In this article, we use the panel data for the exchange of major bamboo and rattan products between China and its major trading partners from 2007 to 2017 to conduct a simulation analysis using the gravity model. The dependent variable of the gravity model is the value for China of exporting major bamboo and rattan products to 24 countries or regions. Annual export data were obtained for the years 2007 to 2017 from the UN Comtrade Database (United Nations Commodity Trade Statistics Database 2019). Independent variables of the model include GDP, population, and forest area of each country. These data are from the World Bank Open Data (2019). The Center for Prospective Studies and International Information ([CEPII] 2019) database provides data on whether the two countries border each other and the absolute distance between them.

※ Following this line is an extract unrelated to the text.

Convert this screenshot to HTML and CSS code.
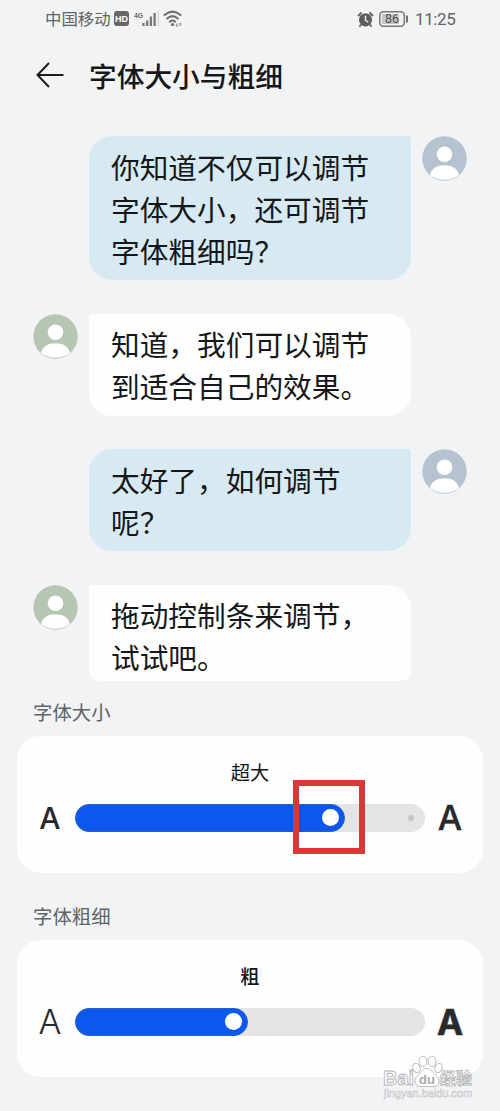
FILE: index.html
```html
<!DOCTYPE html>
<html lang="zh-CN">
<head>
<meta charset="utf-8">
<title>字体大小与粗细</title>
<link rel="stylesheet" href="styles.css">
</head>
<body>
<svg class="defs" width="0" height="0">
  <symbol id="person" viewBox="0 0 45 45">
    <circle cx="22.5" cy="22.5" r="22.2" fill="currentColor"/>
    <circle cx="22.5" cy="18.2" r="7.8" fill="#fff"/>
    <path d="M8 39C9.500 32.500 15 29.300 22.500 29.300S35.500 32.500 37 39C33 42.200 28 43.800 22.500 43.800S12 42.200 8 39Z" fill="#fff"/>
  </symbol>
</svg>
<header class="status">
  <span class="carrier">中国移动</span>
  <svg class="hd" width="15" height="15" viewBox="0 0 15 15"><rect width="15" height="15" rx="3" fill="#666769"/><text x="7.500" y="11" text-anchor="middle" class="hd-text">HD</text></svg>
  <svg class="signal" width="25" height="17" viewBox="0 0 25 17"><text x="0" y="7.500" class="net-text" textLength="9" lengthAdjust="spacingAndGlyphs">4G</text><path d="M9.500 13v3M13.200 10.500v5.500M16.900 6.500v9.500M20.600 3v13" stroke="#77787a" stroke-width="2.300" fill="none"/><path d="M24.300 1v15" stroke="#c9cacc" stroke-width="1"/></svg>
  <svg class="wifi" width="20" height="17" viewBox="0 0 20 17"><g fill="none" stroke="#6d6e70" stroke-width="2" stroke-linecap="round"><path d="M1.500 5Q9.500-1.800 17.500 5M4.200 8.500Q9.500 3.800 14.800 8.500M6.800 11.700Q9.500 9.400 12.200 11.700"/></g><circle cx="9.500" cy="14.500" r="1.600" fill="#6d6e70"/><path d="M14 13.500v3l-1.300-1.300M17 16v-3l1.300 1.300" stroke="#77787a" fill="none"/></svg>
  <span class="grow"></span>
  <svg class="alarm" width="17" height="17" viewBox="0 0 17 17"><circle cx="8.500" cy="8.800" r="6.600" fill="#5c5d5f"/><path d="M1 5L4.500 1.500M16 5L12.500 1.500M4 13.500L2.500 15.700M13 13.500l1.500 2.200" stroke="#66676a" stroke-width="1.900"/><path d="M8.500 4.800v4.400l2.800 2" fill="none" stroke="#f1f3f4" stroke-width="1.400"/></svg>
  <svg class="battery" width="29" height="16" viewBox="0 0 29 16"><rect x=".8" y=".8" width="24.500" height="14.400" rx="3.500" fill="none" stroke="#77787a" stroke-width="1.500"/><rect x="3" y="3" width="17" height="10" rx="1" fill="#c4c5c6"/><path d="M28 4.500v7" stroke="#66676a" stroke-width="1.800"/><text x="13" y="12.300" text-anchor="middle" class="battery-text">86</text></svg>
  <span class="time">11:25</span>
</header>
<div class="titlebar">
  <svg width="28" height="26" viewBox="0 0 28 26" fill="none" stroke="#1b1c1e" stroke-width="2"><path d="M27.500 13H1.500M13 1L1.500 13L13 25"/></svg>
  <h1>字体大小与粗细</h1>
</div>
<main class="chat">
  <div class="row sent"><p class="bubble">你知道不仅可以调节<br>字体大小，还可调节<br>字体粗细吗？</p><svg class="avatar"><use href="#person"/></svg></div>
  <div class="row"><svg class="avatar"><use href="#person"/></svg><p class="bubble">知道，我们可以调节<br>到适合自己的效果。</p></div>
  <div class="row sent"><p class="bubble">太好了，如何调节<br>呢？</p><svg class="avatar"><use href="#person"/></svg></div>
  <div class="row last"><svg class="avatar"><use href="#person"/></svg><p class="bubble">拖动控制条来调节，<br>试试吧。</p></div>
</main>
<section class="setting">
  <h2>字体大小</h2>
  <div class="card">
    <div class="value">超大</div>
    <div class="control">
      <span class="letter small">A</span>
      <div class="track size-track"><div class="fill size-fill"><i class="knob"></i></div><i class="dot"></i></div>
      <span class="letter large">A</span>
    </div>
    <div class="highlight"></div>
  </div>
</section>
<section class="setting">
  <h2>字体粗细</h2>
  <div class="card">
    <div class="value strong">粗</div>
    <div class="control">
      <span class="letter light">A</span>
      <div class="track"><div class="fill weight-fill"><i class="knob"></i></div></div>
      <span class="letter heavy">A</span>
    </div>
  </div>
</section>
<svg class="watermark" width="96" height="56" viewBox="0 0 96 56">
  <g fill="#fff" stroke="#bbbcbe" stroke-width="1">
    <ellipse cx="35.500" cy="20" rx="3.600" ry="4.700" transform="rotate(-20 35.500 20)"/>
    <ellipse cx="42" cy="13.500" rx="3.900" ry="5.300"/>
    <ellipse cx="51" cy="13.500" rx="3.900" ry="5.300"/>
    <ellipse cx="57.500" cy="20" rx="3.600" ry="4.700" transform="rotate(20 57.500 20)"/>
    <path d="M46 20.500C41 20.500 40 25 36 28.500C32 33 34 38.500 40 38.500H52C58 38.500 60 33 56 28.500C52 25 51 20.500 46 20.500Z"/>
  </g>
  <text x="2" y="37" class="mark-main" textLength="31" lengthAdjust="spacingAndGlyphs">Bai</text>
  <text x="46" y="35.500" text-anchor="middle" class="mark-du">du</text>
  <text x="59" y="36" class="mark-cn" textLength="32">经验</text>
  <text x="3" y="49" class="mark-url" textLength="88" lengthAdjust="spacingAndGlyphs">jingyan.baidu.com</text>
</svg>
</body>
</html>
```
FILE: styles.css
```css
* { box-sizing: border-box; }
body {
  margin: 0;
  width: 500px;
  height: 1111px;
  overflow: hidden;
  position: relative;
  background: #f1f3f5;
  color: #151719;
  font-family: "Noto Sans CJK SC", sans-serif;
}
h1, h2, p { margin: 0; font-weight: 400; }
.defs { position: absolute; }
.status {
  height: 38px;
  padding: 0 44px 0 45px;
  display: flex;
  align-items: center;
  color: #626365;
  font-size: 16.4px;
}
.grow { flex: 1; }
.carrier { width: 69px; margin-top: -2px; white-space: nowrap; }
.hd { margin-top: -1px; }
.signal { margin-left: 5px; margin-top: -1px; }
.wifi { margin-left: 4px; margin-top: -2px; }
.alarm { margin-right: 5px; }
.battery { margin-right: 7px; margin-top: -1px; }
.time { width: 41px; font-family: Roboto, sans-serif; font-size: 17px; letter-spacing: -.4px; white-space: nowrap; }
.hd-text { font: bold 9px "Liberation Sans", sans-serif; fill: #fff; }
.net-text { font: bold 8px "Liberation Sans", sans-serif; fill: #666769; }
.battery-text { font: 12.500px Roboto, sans-serif; fill: #4c4d4f; }
.titlebar {
  height: 98px;
  padding: 24px 0 0 36px;
  display: flex;
  align-items: flex-start;
  gap: 25px;
}
.titlebar h1 { margin-top: -1px; font-size: 27.7px; line-height: 28px; font-weight: 500; }
.chat { display: flex; flex-direction: column; gap: 33.500px; }
.row { display: flex; align-items: flex-start; gap: 11px; padding-left: 33px; color: #b7c6b2; }
.row.sent { padding-left: 89px; color: #b5c3d0; }
.avatar { width: 45px; height: 45px; flex: none; }
.bubble {
  width: 322px;
  padding: 9px 0 9px 22px;
  border-radius: 4px 23px 23px 23px;
  background: #fefefe;
  color: #151719;
  font-size: 28.7px;
  line-height: 42px;
  white-space: nowrap;
}
.sent .bubble { padding: 10px 0 8px 22px; background: #d7e9f3; border-radius: 23px 4px 23px 23px; }
.last .bubble { height: 96px; border-radius: 4px 23px 10px 10px; }
.setting { padding: 0 17px; }
.setting h2 {
  height: 55px;
  padding: 16px 0 0 16px;
  font-size: 19.4px;
  line-height: 30px;
  color: #626466;
}
.setting + .setting h2 { height: 67px; padding-top: 28px; }
.card { position: relative; height: 137px; background: #fefefe; border-radius: 24px; }
.value { padding-top: 21px; text-align: center; font-size: 19.3px; line-height: 30px; }
.value.strong { font-weight: 500; }
.control { display: flex; align-items: center; height: 28px; margin-top: 17px; }
.letter { width: 58px; text-align: center; padding: 1px 0 0 8px; font-family: Inter, sans-serif; color: #292a2c; line-height: 28px; }
.letter.small { font-size: 30px; font-weight: 500; }
.letter.large { font-size: 34.5px; font-weight: 500; padding: 1px 8px 0 0; -webkit-text-stroke: .35px #292a2c; }
.letter.light { font-size: 34px; font-weight: 300; }
.letter.heavy { font-size: 35px; font-weight: 700; padding: 1px 8px 0 0; -webkit-text-stroke: .6px #292a2c; }
.track { display: flex; align-items: center; justify-content: space-between; width: 350px; height: 28px; border-radius: 14px; background: #e4e4e4; }
.size-track { padding-right: 11px; }
.fill { display: flex; align-items: center; justify-content: flex-end; height: 28px; padding-right: 5px; border-radius: 14px; background: #0c57ee; border: 1px solid #2560c4; }
.size-fill { width: 270px; }
.weight-fill { width: 173px; }
.knob { width: 17px; height: 17px; border-radius: 50%; background: #fff; }
.dot { width: 6px; height: 6px; border-radius: 50%; background: #c5c5c5; }
.highlight { position: absolute; left: 276px; top: 44px; width: 72px; height: 74px; border: 6px solid #d53a37; }
.watermark { position: absolute; left: 381px; top: 1048px; }
.mark-main { font: bold 21px "Liberation Sans", sans-serif; fill: #fff; stroke: #b4b5b7; stroke-width: .9px; }
.mark-du { font: bold 13px "Liberation Sans", sans-serif; fill: #a9aaac; }
.mark-cn { font: bold 16px "Noto Sans CJK SC", sans-serif; fill: #fff; stroke: #b1b2b4; stroke-width: .8px; }
.mark-url { font: 10.500px "Liberation Sans", sans-serif; fill: #fff; stroke: #c8c9cb; stroke-width: .6px; }
```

The reason that 2007 was chosen as the starting year for the analysis was that China had adjusted nearly one-third of the current customs tariff codes and also reclassified bamboo and rattan products starting in January 2007. For example, bamboo and rattan products are now listed separately from wood products. In addition to the existing 12 bamboo and rattan codes, 13 new six-digit codes are also included in this edition of the Customs Harmonized Commodity Description and Coding System (INBAR 2014), expanding the range of bamboo and rattan products. This article selected 16 main bamboo and rattan products, namely, all the products listed with the harmonized system (HS) codes shown in Table 1.

The specific trading partner countries or regions analyzed in this article include Hong Kong, the United States, the Netherlands, Japan, Germany, South Korea, Australia, France, Canada, the United Kingdom, Italy, Spain, Russia, Malaysia, Poland, Thailand, India, Belgium, Singapore, Mexico, Vietnam, Saudi Arabia, Brazil, and the United Arab Emirates, a total of 24 countries or regions.

The Chinese export volume of bamboo and rattan products to these countries or regions accounts for more than 85 percent of total Chinese export volume of bamboo and rattan products (see Fig. 1 for details). Also, these countries and regions are distributed across five continents. Thus, the research samples representatively reflect the overall bamboo and rattan product trade flow from China. Additionally, these countries and regions are part of the top 40 major trading partners for China (according to China Statistical Yearbook 2018), which is conducive to further estimating the export potential of Chinese bamboo and rattan products.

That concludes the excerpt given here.